*Records provided*.

>>>>>

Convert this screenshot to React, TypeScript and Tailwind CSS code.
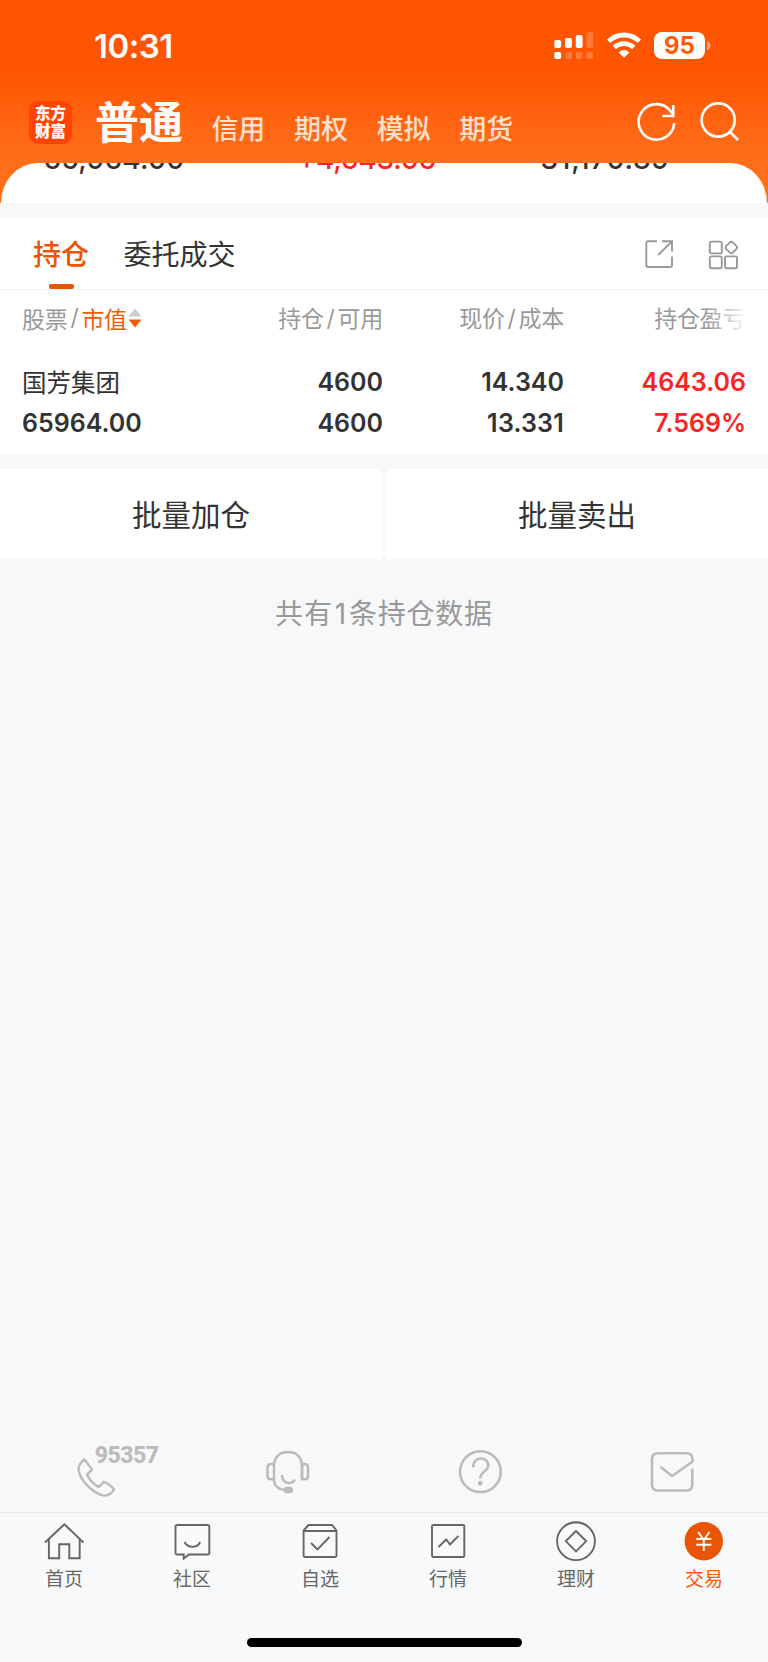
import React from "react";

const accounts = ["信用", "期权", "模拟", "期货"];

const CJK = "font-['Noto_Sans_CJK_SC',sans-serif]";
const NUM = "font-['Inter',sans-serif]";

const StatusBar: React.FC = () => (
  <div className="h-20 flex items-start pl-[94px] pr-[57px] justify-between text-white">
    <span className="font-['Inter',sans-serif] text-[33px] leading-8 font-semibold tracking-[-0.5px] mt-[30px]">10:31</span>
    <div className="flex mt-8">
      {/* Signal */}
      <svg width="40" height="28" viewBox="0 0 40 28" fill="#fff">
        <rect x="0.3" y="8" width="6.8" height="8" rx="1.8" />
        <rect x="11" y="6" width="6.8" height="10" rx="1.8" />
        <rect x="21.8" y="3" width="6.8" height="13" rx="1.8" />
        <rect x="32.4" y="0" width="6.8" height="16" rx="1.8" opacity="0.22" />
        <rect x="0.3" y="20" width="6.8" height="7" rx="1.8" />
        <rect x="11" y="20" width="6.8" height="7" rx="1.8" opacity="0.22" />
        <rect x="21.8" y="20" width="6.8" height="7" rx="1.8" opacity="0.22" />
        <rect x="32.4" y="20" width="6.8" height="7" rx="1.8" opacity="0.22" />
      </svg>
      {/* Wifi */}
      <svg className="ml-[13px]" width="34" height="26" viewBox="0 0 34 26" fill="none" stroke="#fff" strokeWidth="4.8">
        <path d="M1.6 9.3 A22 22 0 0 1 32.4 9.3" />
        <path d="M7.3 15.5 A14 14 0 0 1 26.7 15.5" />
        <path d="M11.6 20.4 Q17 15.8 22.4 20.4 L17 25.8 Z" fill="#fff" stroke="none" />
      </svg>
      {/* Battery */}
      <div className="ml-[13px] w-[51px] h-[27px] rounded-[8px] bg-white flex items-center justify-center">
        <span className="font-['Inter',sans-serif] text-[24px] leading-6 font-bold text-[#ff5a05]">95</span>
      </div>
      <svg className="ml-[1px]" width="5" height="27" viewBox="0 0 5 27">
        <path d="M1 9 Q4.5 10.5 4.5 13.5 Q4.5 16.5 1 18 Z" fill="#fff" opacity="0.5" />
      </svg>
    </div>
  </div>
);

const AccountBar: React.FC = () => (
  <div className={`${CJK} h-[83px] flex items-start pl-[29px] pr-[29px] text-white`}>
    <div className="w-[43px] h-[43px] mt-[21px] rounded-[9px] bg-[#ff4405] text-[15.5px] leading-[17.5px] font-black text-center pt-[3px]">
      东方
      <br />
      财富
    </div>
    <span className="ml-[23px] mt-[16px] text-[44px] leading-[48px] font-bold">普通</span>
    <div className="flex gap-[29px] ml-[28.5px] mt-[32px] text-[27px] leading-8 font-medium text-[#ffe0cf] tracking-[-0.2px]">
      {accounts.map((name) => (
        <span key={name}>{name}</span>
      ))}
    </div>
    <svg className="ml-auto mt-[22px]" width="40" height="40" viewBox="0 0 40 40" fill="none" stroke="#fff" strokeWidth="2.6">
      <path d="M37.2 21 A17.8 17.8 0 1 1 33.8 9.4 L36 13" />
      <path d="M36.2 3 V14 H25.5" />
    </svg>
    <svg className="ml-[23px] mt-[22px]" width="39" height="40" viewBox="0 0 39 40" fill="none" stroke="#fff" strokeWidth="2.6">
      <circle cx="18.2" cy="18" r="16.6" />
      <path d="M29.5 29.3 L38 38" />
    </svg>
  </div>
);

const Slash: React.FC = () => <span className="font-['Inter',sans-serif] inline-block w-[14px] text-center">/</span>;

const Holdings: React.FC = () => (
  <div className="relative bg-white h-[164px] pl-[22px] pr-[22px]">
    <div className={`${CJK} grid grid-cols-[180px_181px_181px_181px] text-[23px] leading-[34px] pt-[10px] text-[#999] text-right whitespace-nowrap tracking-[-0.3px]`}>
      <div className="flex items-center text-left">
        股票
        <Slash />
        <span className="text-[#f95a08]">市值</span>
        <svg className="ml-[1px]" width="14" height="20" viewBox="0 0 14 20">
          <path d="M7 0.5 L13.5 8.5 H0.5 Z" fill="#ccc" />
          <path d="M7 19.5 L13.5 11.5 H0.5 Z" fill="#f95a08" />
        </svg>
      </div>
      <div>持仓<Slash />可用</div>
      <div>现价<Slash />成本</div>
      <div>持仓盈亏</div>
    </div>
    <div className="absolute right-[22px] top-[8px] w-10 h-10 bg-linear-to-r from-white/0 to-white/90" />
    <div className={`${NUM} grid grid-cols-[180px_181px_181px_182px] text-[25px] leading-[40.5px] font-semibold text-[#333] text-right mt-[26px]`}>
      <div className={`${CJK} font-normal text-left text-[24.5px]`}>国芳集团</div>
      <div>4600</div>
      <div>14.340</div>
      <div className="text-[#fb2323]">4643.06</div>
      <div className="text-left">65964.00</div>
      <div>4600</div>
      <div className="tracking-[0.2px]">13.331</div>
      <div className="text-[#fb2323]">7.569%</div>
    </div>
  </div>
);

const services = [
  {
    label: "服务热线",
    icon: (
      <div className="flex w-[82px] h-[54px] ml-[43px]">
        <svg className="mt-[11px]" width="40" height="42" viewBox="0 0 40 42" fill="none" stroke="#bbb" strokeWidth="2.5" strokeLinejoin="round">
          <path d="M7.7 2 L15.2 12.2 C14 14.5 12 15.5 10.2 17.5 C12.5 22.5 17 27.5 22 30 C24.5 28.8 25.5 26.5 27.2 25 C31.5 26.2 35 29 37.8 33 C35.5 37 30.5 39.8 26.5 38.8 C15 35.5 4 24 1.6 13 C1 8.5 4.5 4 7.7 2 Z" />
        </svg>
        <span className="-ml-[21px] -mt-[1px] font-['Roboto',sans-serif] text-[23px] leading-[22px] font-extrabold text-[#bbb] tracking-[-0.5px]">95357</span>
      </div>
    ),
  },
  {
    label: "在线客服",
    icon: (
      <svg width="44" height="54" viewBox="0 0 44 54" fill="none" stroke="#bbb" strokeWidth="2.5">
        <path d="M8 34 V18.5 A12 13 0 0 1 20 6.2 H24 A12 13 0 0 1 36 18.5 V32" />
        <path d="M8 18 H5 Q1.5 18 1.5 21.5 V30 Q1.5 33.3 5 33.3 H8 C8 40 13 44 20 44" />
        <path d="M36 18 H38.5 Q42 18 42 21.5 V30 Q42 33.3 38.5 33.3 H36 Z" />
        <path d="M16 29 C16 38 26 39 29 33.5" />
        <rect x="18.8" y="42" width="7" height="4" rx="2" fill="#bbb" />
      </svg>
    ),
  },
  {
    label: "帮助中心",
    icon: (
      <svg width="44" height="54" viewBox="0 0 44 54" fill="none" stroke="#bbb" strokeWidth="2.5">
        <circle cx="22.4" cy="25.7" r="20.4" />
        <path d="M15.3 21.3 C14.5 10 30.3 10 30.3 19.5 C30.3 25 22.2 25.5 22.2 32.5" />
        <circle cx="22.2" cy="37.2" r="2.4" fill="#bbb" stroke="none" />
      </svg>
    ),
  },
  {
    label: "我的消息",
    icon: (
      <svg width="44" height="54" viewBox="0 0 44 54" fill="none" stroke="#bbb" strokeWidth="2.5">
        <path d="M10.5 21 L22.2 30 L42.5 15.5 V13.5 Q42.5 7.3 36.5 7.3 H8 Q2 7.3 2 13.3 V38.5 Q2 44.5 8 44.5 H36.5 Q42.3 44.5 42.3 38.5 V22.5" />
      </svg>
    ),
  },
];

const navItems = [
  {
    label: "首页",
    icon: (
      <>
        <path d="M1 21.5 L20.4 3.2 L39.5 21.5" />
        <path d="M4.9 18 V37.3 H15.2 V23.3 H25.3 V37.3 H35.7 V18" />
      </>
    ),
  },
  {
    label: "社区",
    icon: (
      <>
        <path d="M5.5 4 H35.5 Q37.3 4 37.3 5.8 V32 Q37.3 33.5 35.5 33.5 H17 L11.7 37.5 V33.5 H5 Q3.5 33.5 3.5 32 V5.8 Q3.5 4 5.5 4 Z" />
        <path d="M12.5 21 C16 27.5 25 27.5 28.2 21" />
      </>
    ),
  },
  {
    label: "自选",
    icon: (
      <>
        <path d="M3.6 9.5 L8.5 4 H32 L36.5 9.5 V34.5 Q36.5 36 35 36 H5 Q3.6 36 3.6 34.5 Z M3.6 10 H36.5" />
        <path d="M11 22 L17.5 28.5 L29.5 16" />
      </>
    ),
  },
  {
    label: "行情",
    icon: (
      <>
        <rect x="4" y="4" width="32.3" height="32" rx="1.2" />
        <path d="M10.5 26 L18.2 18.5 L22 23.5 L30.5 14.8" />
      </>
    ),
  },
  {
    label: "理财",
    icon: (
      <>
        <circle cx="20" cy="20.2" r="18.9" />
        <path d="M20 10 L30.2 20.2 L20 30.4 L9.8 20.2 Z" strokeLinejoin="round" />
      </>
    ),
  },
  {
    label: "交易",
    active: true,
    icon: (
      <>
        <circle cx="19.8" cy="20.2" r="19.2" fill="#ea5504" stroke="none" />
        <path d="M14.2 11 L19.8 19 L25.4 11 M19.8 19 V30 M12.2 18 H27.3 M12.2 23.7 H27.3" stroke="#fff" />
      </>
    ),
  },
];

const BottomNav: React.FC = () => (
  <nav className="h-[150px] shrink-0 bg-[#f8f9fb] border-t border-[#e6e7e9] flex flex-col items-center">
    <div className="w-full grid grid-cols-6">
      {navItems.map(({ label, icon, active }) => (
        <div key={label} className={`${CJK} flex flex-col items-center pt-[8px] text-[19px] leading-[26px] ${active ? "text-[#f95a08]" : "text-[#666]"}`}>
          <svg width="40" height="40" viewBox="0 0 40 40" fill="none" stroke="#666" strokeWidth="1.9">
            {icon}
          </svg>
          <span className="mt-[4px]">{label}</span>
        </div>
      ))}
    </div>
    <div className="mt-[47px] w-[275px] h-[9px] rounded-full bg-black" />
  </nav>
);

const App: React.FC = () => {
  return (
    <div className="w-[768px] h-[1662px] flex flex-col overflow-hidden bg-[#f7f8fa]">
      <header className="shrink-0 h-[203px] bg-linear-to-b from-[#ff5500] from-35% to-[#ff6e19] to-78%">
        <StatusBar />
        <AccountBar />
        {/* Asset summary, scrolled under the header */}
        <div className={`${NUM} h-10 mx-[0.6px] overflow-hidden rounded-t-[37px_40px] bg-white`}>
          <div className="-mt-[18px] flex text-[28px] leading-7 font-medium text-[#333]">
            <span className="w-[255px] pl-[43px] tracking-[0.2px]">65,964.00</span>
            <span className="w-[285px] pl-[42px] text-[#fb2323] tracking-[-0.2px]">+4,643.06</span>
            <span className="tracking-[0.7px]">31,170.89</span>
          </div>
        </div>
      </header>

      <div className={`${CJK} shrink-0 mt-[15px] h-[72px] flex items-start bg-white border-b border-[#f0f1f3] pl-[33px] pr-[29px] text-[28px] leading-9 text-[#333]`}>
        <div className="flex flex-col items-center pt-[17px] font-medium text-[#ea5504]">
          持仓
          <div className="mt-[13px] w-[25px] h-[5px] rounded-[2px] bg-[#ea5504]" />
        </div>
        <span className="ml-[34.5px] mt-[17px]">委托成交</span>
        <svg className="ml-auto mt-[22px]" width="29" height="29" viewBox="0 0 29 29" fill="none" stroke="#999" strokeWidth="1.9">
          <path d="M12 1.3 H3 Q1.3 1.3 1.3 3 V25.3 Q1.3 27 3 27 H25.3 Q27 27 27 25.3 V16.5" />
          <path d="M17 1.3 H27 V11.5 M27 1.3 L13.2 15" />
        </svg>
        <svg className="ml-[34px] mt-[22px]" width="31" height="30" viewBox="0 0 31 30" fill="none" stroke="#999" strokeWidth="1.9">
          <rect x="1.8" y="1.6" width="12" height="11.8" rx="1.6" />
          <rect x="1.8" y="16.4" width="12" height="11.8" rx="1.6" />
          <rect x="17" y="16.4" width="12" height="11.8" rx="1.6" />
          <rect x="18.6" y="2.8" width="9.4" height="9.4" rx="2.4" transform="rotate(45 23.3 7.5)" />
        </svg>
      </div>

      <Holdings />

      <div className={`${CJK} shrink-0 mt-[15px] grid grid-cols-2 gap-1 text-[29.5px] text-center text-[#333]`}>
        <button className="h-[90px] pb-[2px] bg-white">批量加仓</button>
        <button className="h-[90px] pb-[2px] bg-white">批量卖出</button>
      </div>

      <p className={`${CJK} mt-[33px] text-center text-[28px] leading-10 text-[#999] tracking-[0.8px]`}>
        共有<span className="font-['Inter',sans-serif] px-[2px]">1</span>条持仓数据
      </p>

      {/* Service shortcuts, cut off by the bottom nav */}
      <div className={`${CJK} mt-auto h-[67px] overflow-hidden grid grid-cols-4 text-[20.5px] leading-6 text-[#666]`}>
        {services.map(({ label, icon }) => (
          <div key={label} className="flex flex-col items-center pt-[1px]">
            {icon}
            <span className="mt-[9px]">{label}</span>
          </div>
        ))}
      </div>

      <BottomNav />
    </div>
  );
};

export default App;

<<<<<
>>>>>

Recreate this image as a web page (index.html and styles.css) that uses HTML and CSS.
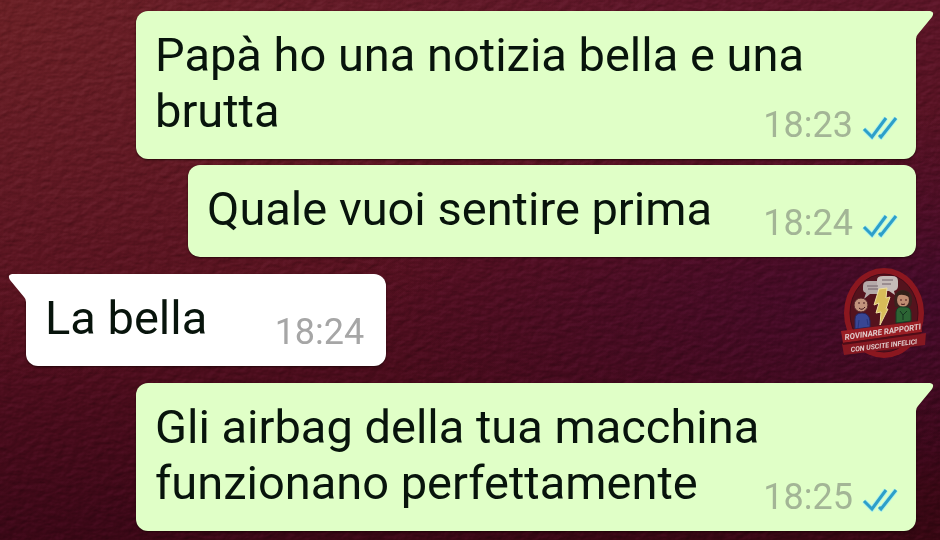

<<<<<

*Problem requirements*. Show every line from the entries above in which the word "this" appears.

*Solution*.
Convert this screenshot to React, TypeScript and Tailwind CSS code.
Recreate this image as a web page (index.html and styles.css) that uses HTML and CSS.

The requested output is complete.